That voice. Jaz Coleman’s voice is what defines a Killing Joke album as a Killing Joke album, a voice that has maintained its power despite being utterly punished for a solid 30 years, and it is in top form throughout Absolute Dissent, the band’s latest album.
Coleman is 50 years old now, long past the age when most vocalists start to lose the power that defines them in their youth, and here he is, as ferocious as ever. There is an earnestness to that voice, the idea that the world needs Killing Joke, and that he is doing us a favor by not allowing Killing Joke to fall into the trap that some artists would call “maturity” and others would call “softening”. In fact, as much as any other Killing joke album released since the years started beginning with a “2”, Absolute Dissent recalls the early days of Killing Joke, hearkening back to a time when this band was still finding its footing, still experimenting with genres and ideas, still figuring out a primary conceit for its youthful idealism and drive.
The album’s opening track, also its title track, outlines this drive nicely, both as a statement of being and a call to action. While its platitudes may seem obvious (“I oppose poisoned water/I reject poison air”), the point is obvious: There is always a cause to fight for. If you think you’ve won, you’ve been brainwashed. If you conquer one evil, there are millions of other evils to fight.
If you think the band—back in its original form on a full-length album for the first time since 1982’s Revelations—has expended all of its energy on the opener, though, you’ve never heard Killing Joke before. Despite the breakneck live-drummed techno-style beats from Paul Ferguson, despite the room-filling guitar sound from Geordie Walker, despite Youth’s rolling and unrelenting bass guitar, “Absolute Dissent” is the sound of Killing Joke just getting started. The following track, “The Great Cull”, is the sound of the band in its stride. What starts out with a relatively simple, straightforward rock ‘n roll sound quickly turns into something more through an intense pre-chorus that finds the instruments in a holding pattern as Coleman bellows “Thin the herd…THIN THE HERD”, hitting notes in his screams that he has no right hitting any more. His voice is breaking the whole time, creaking and cracking under the stress, but never ceding an ounce of its power as he reminds us that “Our great cull is coming down” with all the power of the most apocalyptic of Malthusian prophecy.
Everything peaks on the absolutely brutal “This World Hell”. Walker employs a dry sort of distortion here on his stop-start chug of a riff that just assaults the listener in a very Swans sort of way, all while Coleman gives a performance that’s enough to give his audience a vicarious sore throat. What’s it about? Well, read the title. It’s not deep, but it’s effective.

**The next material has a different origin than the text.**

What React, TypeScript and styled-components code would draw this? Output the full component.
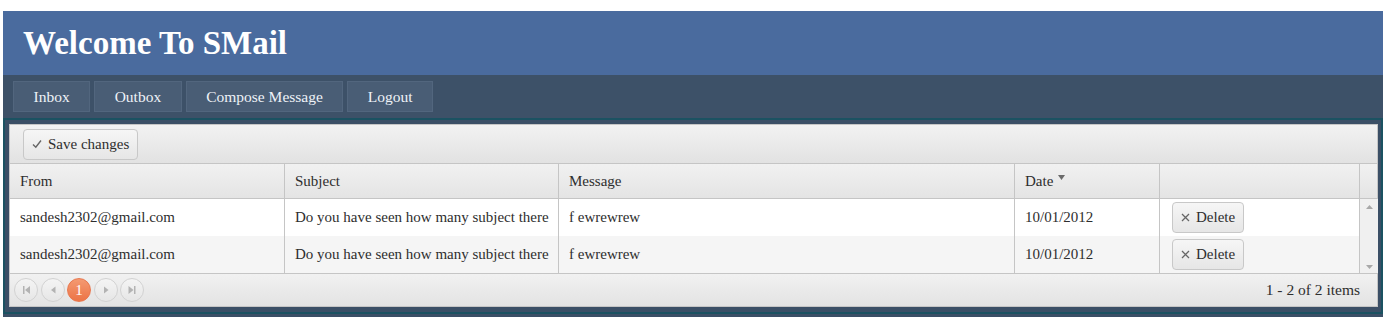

To call “This World Hell” the album’s peak does not diminish other highlights throughout. “The Raven King” is a comparatively subdued epic that proves that Coleman can be incredibly tuneful when he wants to be, singing a pitch-perfect ode to dearly-departed friend and band mate Paul Raven, who always filled in admirably for Youth when the latter was off being a renaissance man. Despite the obvious theme of loss, there is a triumphant undertone to the song that serves as a beautiful, even moving tribute. It’s a perfect reminder that Killing Joke can be just as powerful when driven by emotions other than anger.
Perhaps the biggest surprise is saved for the album’s closer, “Ghost of Ladbroke Grove”. Killing Joke have tinkered with dub here and there throughout their 30 years together, but the style hasn’t been this unabashedly employed since 1979’s Turn to Red EP. Whether it was a simple lark, a callback to the way things used to be, or an intentional full-circle bookend to a long and fruitful career, the band feels so comfortable in this style that it wouldn’t be all that surprising to find that their next album was a collection of laid back (at least, as laid back as Killing Joke could possibly be with Coleman bellowing all over it) dub jams.

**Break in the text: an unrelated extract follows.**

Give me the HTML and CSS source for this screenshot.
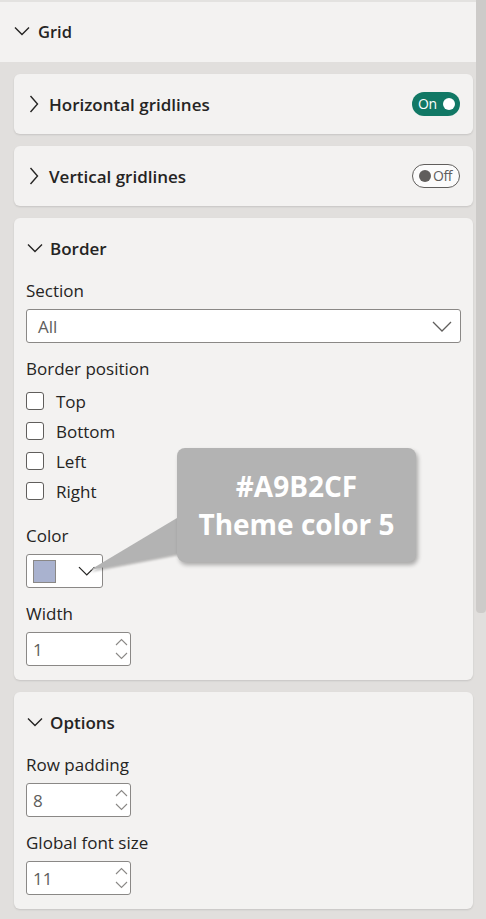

Apart from the highlights, the sound of Absolute Dissent is remarkably consistent—mostly straightforward rockers with some combination of tuneful singing and gravel-tinged bellowing over the top, well produced and tightly performed. There are a couple of low points, like the silly spaceship-gazing of “Fresh Fever From the Skies” and the oddly energy-free club beats of “European Super State”, but even those tracks pass fairly unassumingly. Remarkable consistency could well be the theme of Killing Joke’s career, after all. Coleman screaming, Walker finding new ways to get a tuneful drone out of a distorted instrument, and the ever-rotating rhythm section finding a way to keep it all from collapsing comprise a machine that just keeps humming.